Into this house are gathered all the loose stones and carvings found in the excavations, also all the thirteenth century tiles, which have been laid on the floor and railed off to preserve them, and which are a study in themselves. Some of the carvings that belong to heads of columns were most grotesque, especially one, where a man's face is represented with his tongue well out; in fact, the face seemed a favourite, but forbidden, subject for the monks, who were really a puritanical, sober-minded set of master farmers, until wealth made them forget the strict rules of their foundation.
At one side of what was once the cloister are the remains of an octagonal building, called the Baptistry, but which is now known to have really been the lavatory, and the head of the columns there are very fine, a splendid study of the transitional period and its ornament. Like all Cistercian Monasteries, this was built in a quiet nook beside a river; the old monks always choose a good peacefully retired situation for themselves.
A feature that always has a deep interest in a Cistercian Abbey is the night stairs that led from the dormitories direct into the church. The rules obliged the monks to rise and pray during the night and in the early mornings, and one likes to try and picture the grey-cloaked figures coming down these stairs to offer up their praise and prayers while the rest of the outside world was still asleep
Then, all too soon, our hour was up, and we were off again, this time to Monasterboice. On the road we passed some prosperous farms, nearly all with well-cultivated gardens, at this time a mass of bloom; but the sight of the round tower soon claimed all our attention, and we were eager to see not only it, but the famous crosses near it, two of which are the peculiar gems of Irish art, and two of the finest crosses the world has ever seen. They stand unrivalled as memorials of a time when Ireland had her own Church, her own beautiful form of art--a time of great learning, and a time when she sent forth her missionaries east and north. One cross is, though not high, a perfect gem. It bears the date 926, and is known as Muerdach's Cross. The carving in some parts is almost as fresh as if done yesterday; the front and back have scenes from Scripture, while the sides are covered with interlacing patterns peculiar to Irish art. One panel is covered with the "trumpet pattern," of which Sir Fredrick Leighton spoke in such glowing terms; the other cross is much higher, not in such good preservation, but, like its companion, rich in interlacing designs and Scripture subjects.

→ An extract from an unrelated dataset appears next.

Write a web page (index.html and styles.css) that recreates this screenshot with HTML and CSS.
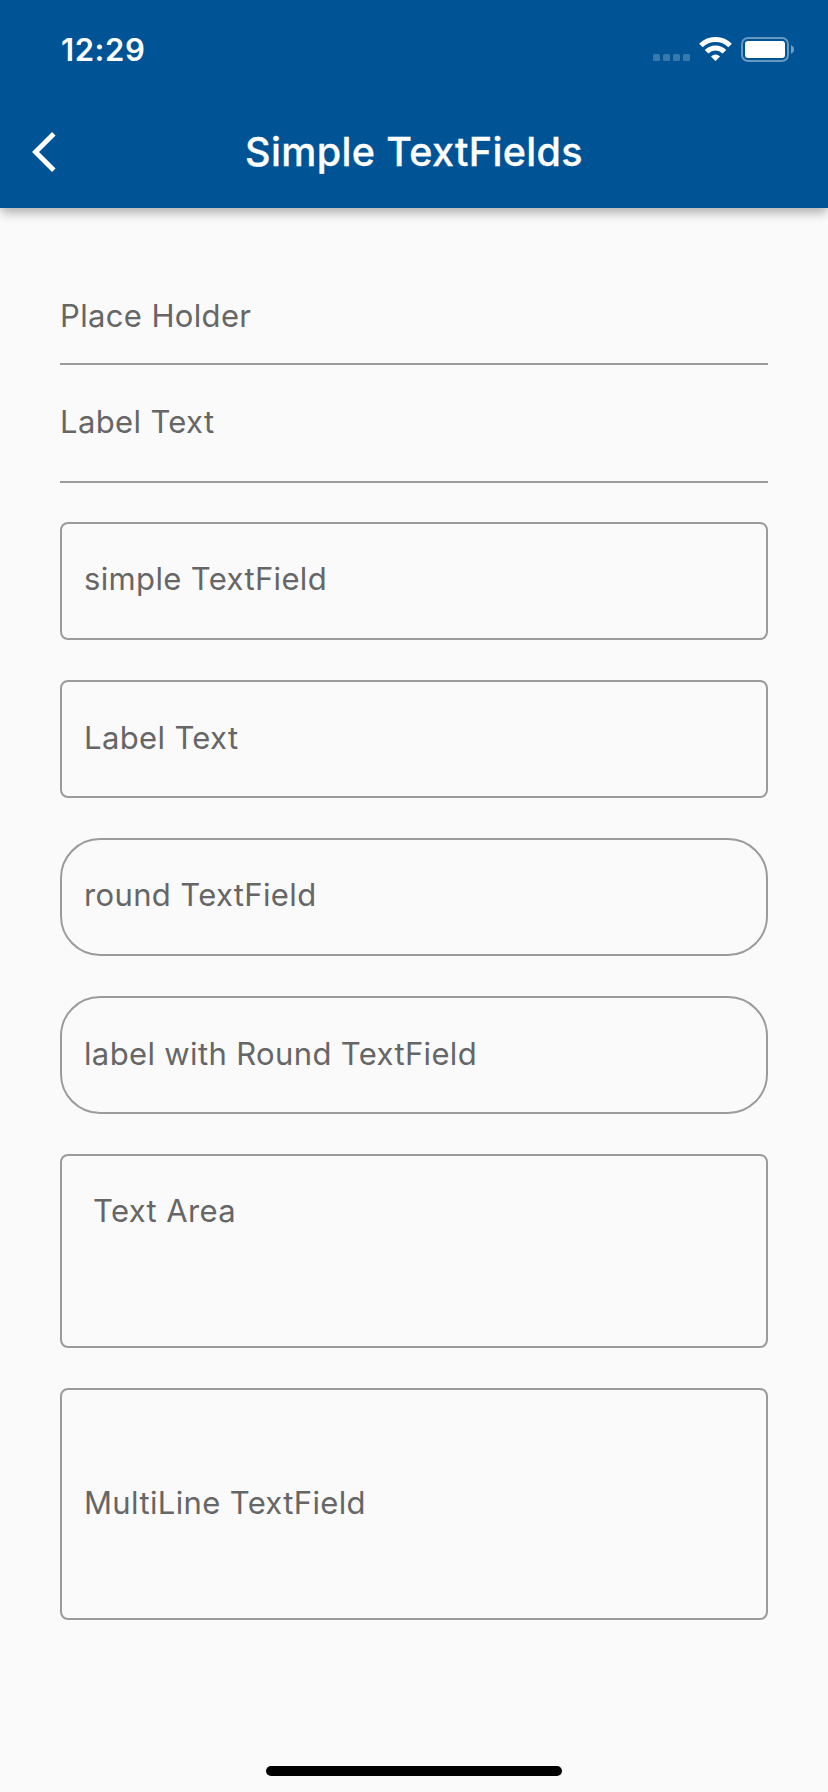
FILE: index.html
```html
<!DOCTYPE html>
<html lang="en">
<head>
<meta charset="utf-8">
<title>Simple TextFields</title>
<link rel="stylesheet" href="styles.css">
</head>
<body>
<div class="screen">
  <header class="header">
    <div class="status">
      <span class="time">12:29</span>
      <svg class="status-icons" width="142" height="26" viewBox="0 0 142 26">
        <g fill="#fff" fill-opacity=".22">
          <rect x="0" y="17" width="7" height="7" rx="1.5"/>
          <rect x="10" y="17" width="7" height="7" rx="1.5"/>
          <rect x="20" y="17" width="7" height="7" rx="1.5"/>
          <rect x="30" y="17" width="7" height="7" rx="1.5"/>
        </g>
        <path d="M47.9 8.6A20.5 20.5 0 0 1 77.1 8.6" fill="none" stroke="#fff" stroke-width="5"/>
        <path d="M53.6 14.7A12.3 12.3 0 0 1 71.4 14.7" fill="none" stroke="#fff" stroke-width="5"/>
        <path d="M58 19.4Q62.500 15.6 67 19.4L63.100 23.500Q62.500 24.100 61.900 23.500Z" fill="#fff"/>
        <rect x="89" y="1" width="46" height="23" rx="6" fill="none" stroke="#fff" stroke-opacity=".4" stroke-width="2"/>
        <rect x="92" y="4" width="40" height="17" rx="3" fill="#fff"/>
        <path d="M138 8.200Q141 9.400 141 12.500T138 16.800Z" fill="#fff" fill-opacity=".45"/>
      </svg>
    </div>
    <div class="appbar">
      <svg class="back" width="24" height="40" viewBox="0 0 24 40"><path d="M21.800 1.800L3.500 20L21.800 38.200" fill="none" stroke="#fff" stroke-width="5"/></svg>
      <h1 class="title">Simple TextFields</h1>
    </div>
  </header>
  <main class="form">
    <div class="field line first"><span class="hint">Place Holder</span></div>
    <div class="field line second"><span class="hint">Label Text</span></div>
    <div class="field box"><span class="hint">simple TextField</span></div>
    <div class="field box lower"><span class="hint">Label Text</span></div>
    <div class="field box round"><span class="hint">round TextField</span></div>
    <div class="field box round lower"><span class="hint">label with Round TextField</span></div>
    <div class="field box area"><span class="hint">Text Area</span></div>
    <div class="field box multi"><span class="hint">MultiLine TextField</span></div>
  </main>
  <div class="home"></div>
</div>
</body>
</html>
```
FILE: styles.css
```css
* { box-sizing: border-box; }
body { margin: 0; background: #fafafa; font-family: Inter, "Liberation Sans", sans-serif; }
.screen { width: 828px; height: 1792px; display: flex; flex-direction: column; align-items: center; overflow: hidden; }
.header { width: 828px; height: 208px; flex: none; background: #005496; color: #fff; box-shadow: 0 8px 10px -2px rgba(0,0,0,.14), 0 4px 8px rgba(0,0,0,.12), 0 2px 14px rgba(0,0,0,.08); }
.status { height: 96px; padding: 30px 33px 0 61px; display: flex; justify-content: space-between; align-items: flex-start; }
.time { font-size: 31px; font-weight: 600; line-height: 40px; letter-spacing: .6px; }
.status-icons { margin-top: 7px; }
.appbar { height: 112px; display: grid; grid-template-columns: 100px 1fr 100px; align-items: center; }
.back { margin-left: 32px; }
.title { margin: 0; text-align: center; white-space: nowrap; font-size: 39.5px; font-weight: 500; line-height: 48px; letter-spacing: .35px; -webkit-text-stroke: .3px #fff; }
.form { width: 708px; padding-top: 52px; flex: none; }
.field { white-space: nowrap; }
.hint { font-size: 31px; font-weight: 400; line-height: 40px; color: #666; letter-spacing: .36px; display: inline-block; }
.line { border-bottom: 2px solid #9b9b9b; }
.first { height: 105px; padding-top: 36px; }
.second { height: 118px; padding-top: 37px; margin-bottom: 39px; }
.box { height: 118px; margin-bottom: 40px; padding: 35px 22px 0; border: 2px solid #9b9b9b; border-radius: 8px; }
.lower { padding-top: 36px; }
.round { border-radius: 40px; }
.area { height: 194px; padding-left: 31px; }
.multi { height: 232px; padding-top: 93px; margin-bottom: 0; }
.home { width: 296px; height: 10px; border-radius: 5px; background: #000; margin-top: auto; margin-bottom: 16px; }
```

We then turned our thoughts to the round tower. Floors have been put up in the places where they had been originally. A ladder with easy treads and handrail led from one to the other. The climb was not difficult at all, and the view from the top amply repaid us. We were about 110 feet high, looking out over a stretch of lovely country, small hills on one side, and, in the distance, the Irish Channel, lying like a great blue cloud. We again made many guesses as to the uses of these old towers, but, though many theories were discussed, none of them seemed fit, and we concluded that their origin was, like James de la Pinche’s birth, "wrapt in mystery."
After a good long rest there we left, this time to drive straight back to Drogheda. The road was a bye one that joined the main road at the top of an incline, and there the driver drew up his horse, and told us to "look at the Mourne. Mountains." We gazed in the direction he pointed out, and, in the far distance, saw the whole range, clear and distinct, bathed in sunlight, and every peak showed, from the small one beginning the range, which stretches across the country like a wall, to the steep one that ends by Rostrevor and Kilkeel. Seldom had we seen anything more exquisite than that sight. The mountains were like a picture from fairyland, clear and well defined, and yet with a soft blue haze lying over them that enhanced their beauty, and made them look so dreamlike that it was hard to realise that they were stern reality and consisted principally of granite and basalt forming a happy hunting-ground for the geologist. The train from Bedfast to Dublin runs down between them, through a pass, and we could distinguish that opening quite plainly.
Then, on the other hand, was the famous Hill of Tara, so renowned in history and song, but it seemed small, and we preferred gazing at the fairy-like picture of the mountains as long as we could. On the way back to Drogheda we passed the head of the glen down which King William had brought his men before the great battle. We had driven past the foot of it in the morning. On the road, and in the town itself, we were again struck by the blue eyes and pretty fair hair of the children some of them really lovely little things. They formed a great contrast in their colouring to the darker northerners, to whom we are more used. We have been since told that they are descendants of Danes who settled in that part of the country long ago.
After a hasty look at the new Franciscan Church and the round tower of St. Magdalen, which stands like an isolated monument, but once formed the junction of nave and chancel of a church of a once famous monastic establishment We then went to see the old town gate, called St. Lawrence, which reminded us very much of one we had seen in Canterbury; but a time was now pressing, we could only give it a hasty glance, as we had to push up to the station to catch our train for home.
At Dundalk a change was made to the dining saloon attached to that train, and where we had a most welcome and refreshing meal; we enjoyed it all the more, as it was served while the train sped through that pass of the mountains, we mention, on which, the evening sun was now shining, and reflected from the whitewashed walls of its numerous cottage homes, gave the whole scene a cheering, “heartsome" aspect. We reached Belfast at nine, full of stories about the strange ''ups and downs" of life as experienced by us that day, and thinking it a pity that this delightful and well-organised tour was not better known, passing over such a large tract of beautiful country as it. does, being so full of varying and interesting relics of ancient art in every phase, from the crude attempts of prehistoric man to the full perfection of Celtic cultivation, and the more modern forms as exemplified at Mellifont Abbey. It amply repays the tourist for his early start. S. F.